In anticipation of the UN-sponsored ballot on independence in August that would end Indonesian’s annexation and after the Howard government revised its foreign policy and recognised the East Timorese people’s right to self-determination, the Australian media flocked to the country in 1999.
A bloody, violent conflict followed where many East Timorese lost their lives to a resistant Indonesian militia and journalists were intimidated, beaten and murdered. In the subsequent period after the announcement that Australia would be involved in the UN-mandated multinational peacekeeping taskforce, East Timor finally and briefly became the most reported country in the world.
Conflict reporting has changed dramatically. Protests against brutal regimes are now powered by YouTube, Twitter, Facebook and Twitpic and online channels are launched.

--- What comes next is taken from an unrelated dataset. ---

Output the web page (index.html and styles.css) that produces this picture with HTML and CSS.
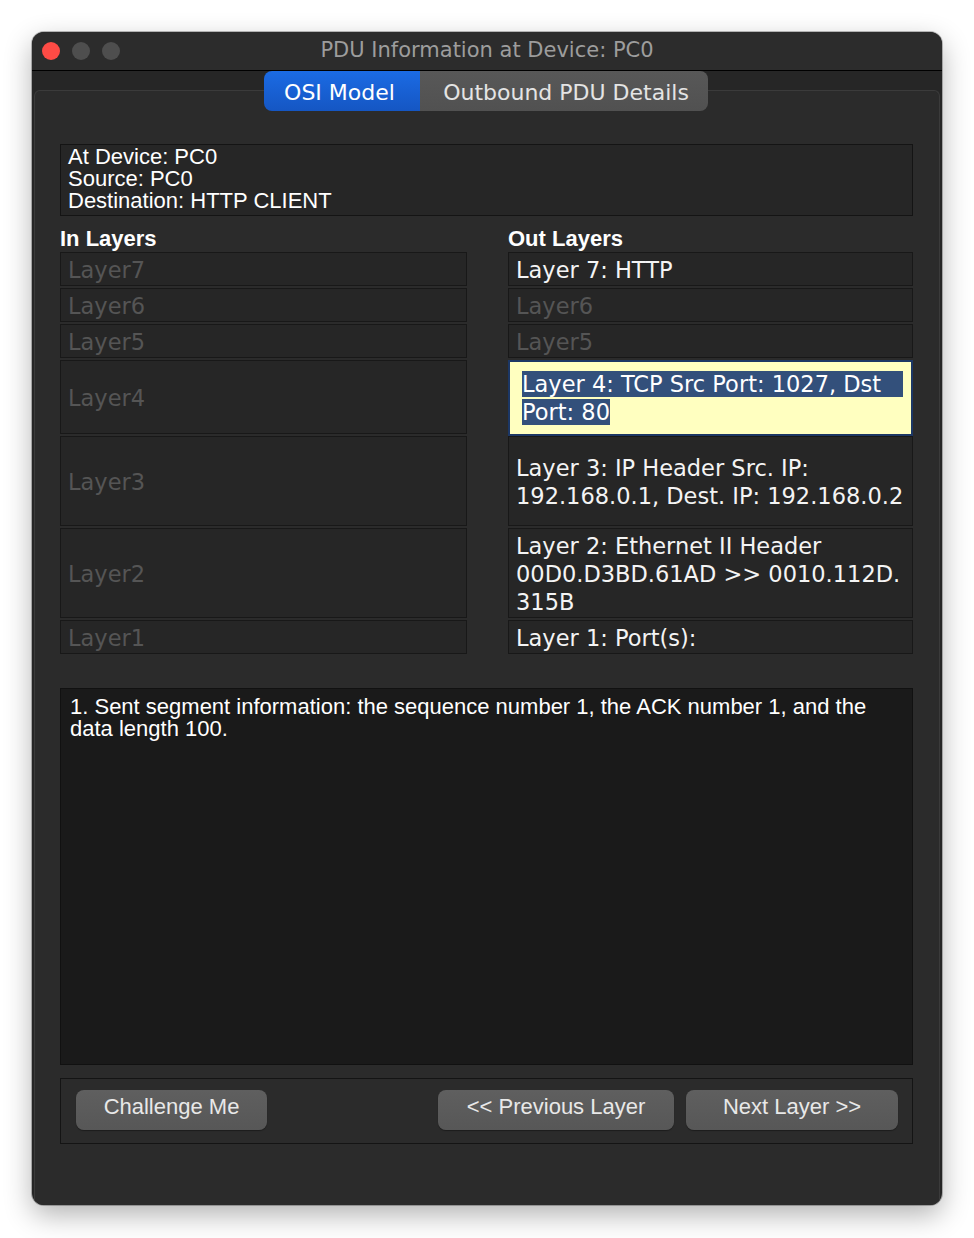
FILE: index.html
```html
<!DOCTYPE html>
<html lang="en">
<head>
<meta charset="utf-8">
<title>PDU Information at Device: PC0</title>
<link rel="stylesheet" href="styles.css">
</head>
<body>
<div class="window">
  <div class="titlebar">
    <div class="lights">
      <span class="light red"></span>
      <span class="light gray"></span>
      <span class="light gray"></span>
    </div>
    <div class="title">PDU Information at Device: PC0</div>
    <div></div>
  </div>
  <div class="content">
    <div class="tabs">
      <div class="tab active">OSI Model</div>
      <div class="tab">Outbound PDU Details</div>
    </div>
    <div class="panel">
      <div class="info">
        <div>At Device: PC0</div>
        <div>Source: PC0</div>
        <div>Destination: HTTP CLIENT</div>
      </div>
      <div class="layers">
        <div class="head">In Layers</div>
        <div class="head">Out Layers</div>

        <div class="cell off">Layer7</div>
        <div class="cell on">Layer 7: HTTP</div>

        <div class="cell off">Layer6</div>
        <div class="cell off">Layer6</div>

        <div class="cell off">Layer5</div>
        <div class="cell off">Layer5</div>

        <div class="cell off">Layer4</div>
        <div class="cell hl"><div><span class="sel first">Layer 4: TCP Src Port: 1027, Dst</span><br><span class="sel">Port: 80</span></div></div>

        <div class="cell off">Layer3</div>
        <div class="cell on"><div>Layer 3: IP Header Src. IP:<br>192.168.0.1, Dest. IP: 192.168.0.2</div></div>

        <div class="cell off">Layer2</div>
        <div class="cell on"><div>Layer 2: Ethernet II Header<br>00D0.D3BD.61AD &gt;&gt; 0010.112D.<br>315B</div></div>

        <div class="cell off">Layer1</div>
        <div class="cell on">Layer 1: Port(s):</div>
      </div>
      <div class="desc">1. Sent segment information: the sequence number 1, the ACK number 1, and the<br>data length 100.</div>
      <div class="buttons">
        <button class="btn challenge">Challenge Me</button>
        <div class="spacer"></div>
        <button class="btn prev">&lt;&lt; Previous Layer</button>
        <button class="btn next">Next Layer &gt;&gt;</button>
      </div>
    </div>
  </div>
</div>
</body>
</html>
```
FILE: styles.css
```css
html, body {
  margin: 0;
  padding: 0;
  background: #ffffff;
}

body {
  width: 974px;
  height: 1238px;
  overflow: hidden;
}

.window {
  margin: 32px 0 0 32px;
  width: 910px;
  height: 1173px;
  border-radius: 12px;
  overflow: hidden;
  background: #262626;
  display: flex;
  flex-direction: column;
  box-shadow: 0 0 0 1px rgba(0, 0, 0, 0.25), 0 10px 28px rgba(0, 0, 0, 0.3);
}

.titlebar {
  height: 38px;
  flex: none;
  background: #2c2c2c;
  border-bottom: 1px solid #000;
  display: grid;
  grid-template-columns: 1fr auto 1fr;
  align-items: center;
}

.lights {
  display: flex;
  gap: 12px;
  padding-left: 10px;
}

.light {
  width: 18px;
  height: 18px;
  border-radius: 50%;
  display: block;
}

.light.red { background: #fe4b45; }
.light.gray { background: #4e4e4e; }

.title {
  font-family: "DejaVu Sans", sans-serif;
  font-size: 21px;
  color: #9d9d9d;
  white-space: nowrap;
  padding-bottom: 3px;
}

.content {
  flex: 1;
  display: flex;
  flex-direction: column;
  padding: 0 2px;
}

.tabs {
  align-self: center;
  position: relative;
  z-index: 1;
  display: flex;
  height: 40px;
  border-radius: 8px;
  overflow: hidden;
  font-family: "DejaVu Sans", sans-serif;
  font-size: 22px;
  margin-left: -2px;
}

.tab {
  display: flex;
  align-items: center;
  justify-content: center;
  background: linear-gradient(#585858, #515151);
  color: #e4e4e4;
  width: 288px;
  padding-top: 3px;
  box-sizing: border-box;
  padding-left: 4px;
}

.tab.active {
  width: 156px;
  background: linear-gradient(#1b6be4, #1556c3);
  color: #ffffff;
  padding-left: 0;
  padding-right: 5px;
}

.panel {
  flex: 1;
  margin-top: -21px;
  background: #2b2b2b;
  border: 1px solid #3b3b3b;
  border-bottom: none;
  border-radius: 6px 6px 0 0;
  padding: 53px 0 0 25px;
}

.info {
  width: 853px;
  box-sizing: border-box;
  border: 1px solid #141414;
  background: #262626;
  padding: 1px 7px 3px 7px;
  font-family: "Liberation Sans", Arial, sans-serif;
  font-size: 22px;
  line-height: 22px;
  color: #ffffff;
}

.layers {
  margin-top: 12px;
  display: grid;
  grid-template-columns: 407px 405px;
  column-gap: 41px;
  grid-template-rows: 22px 34px 34px 34px 74px 90px 90px 34px;
  row-gap: 2px;
}

.head {
  font-family: "Liberation Sans", Arial, sans-serif;
  font-weight: bold;
  font-size: 22px;
  line-height: 22px;
  color: #ffffff;
}

.cell {
  box-sizing: border-box;
  border: 1px solid #181818;
  background: #262626;
  padding: 1px 0 0 7px;
  display: flex;
  align-items: center;
  font-family: "DejaVu Sans", sans-serif;
  font-size: 22.5px;
  line-height: 28px;
  white-space: nowrap;
}

.cell.off { color: #555555; }
.cell.on { color: #f4f4f4; }

.cell.hl {
  border: 2px solid #1c3765;
  background: #ffffc0;
  padding: 0 0 0 12px;
  height: 76px;
}

.sel {
  background: #33507b;
  color: #ffffff;
}

.sel.first {
  padding-right: 22px;
}

.desc {
  margin-top: 34px;
  width: 853px;
  height: 377px;
  box-sizing: border-box;
  border: 1px solid #111111;
  background: #1a1a1a;
  padding: 7px 9px;
  font-family: "Liberation Sans", Arial, sans-serif;
  font-size: 22px;
  line-height: 22px;
  color: #ffffff;
}

.buttons {
  margin-top: 13px;
  width: 853px;
  height: 66px;
  box-sizing: border-box;
  border: 1px solid #141414;
  background: #2b2b2b;
  display: flex;
  align-items: center;
  padding: 0 14px 2px 15px;
  gap: 12px;
}

.spacer { flex: 1; }

.btn {
  height: 40px;
  border: none;
  border-radius: 8px;
  background: linear-gradient(#5f5f5f, #575757);
  box-shadow: 0 1px 1px rgba(0, 0, 0, 0.35);
  color: #e8e8e8;
  font-family: "Liberation Sans", Arial, sans-serif;
  font-size: 22px;
  padding: 0 0 7px 0;
  display: flex;
  align-items: center;
  justify-content: center;
}

.btn.challenge { width: 191px; }
.btn.prev { width: 236px; }
.btn.next { width: 212px; }
```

One of the most resourceful practitioners was Mohammed al-Nabbous, a young Libyan journalist whose web channel covered the escalating violence in his home country until his death on 21 March. Invariably regimes block the social networking sites and journalists are often silenced. Western media remains crucial.
Unfortunately journalists are hostage to their media outlet’s dedication to cover international events. Foreign assignments are costly and the public has a greater appetite for domestic news and tabloid gossip.
Michael Ware, formerly of CNN, maintains that international news has never been a winner with the punter. “We’re a sufferance on the body of the media business, because the stuff we do very rarely translates into extra advertisers,” he said. “It’s almost like a penance.”
As the reporting of the Holocaust and East Timor shows, Australian media organisations have always ignored huge swathes of the globe.
Editors and managers decide which conflicts are newsworthy and for how long. They then provide the foreign correspondents and the resources to cover them.
While news of the democratic uprisings in the Middle East rightly attract widespread focus, mass murder and oppression in other regions such as the Congo, Darfur, Burma, Zimbabwe and Chechnya continue unabated and with little media attention.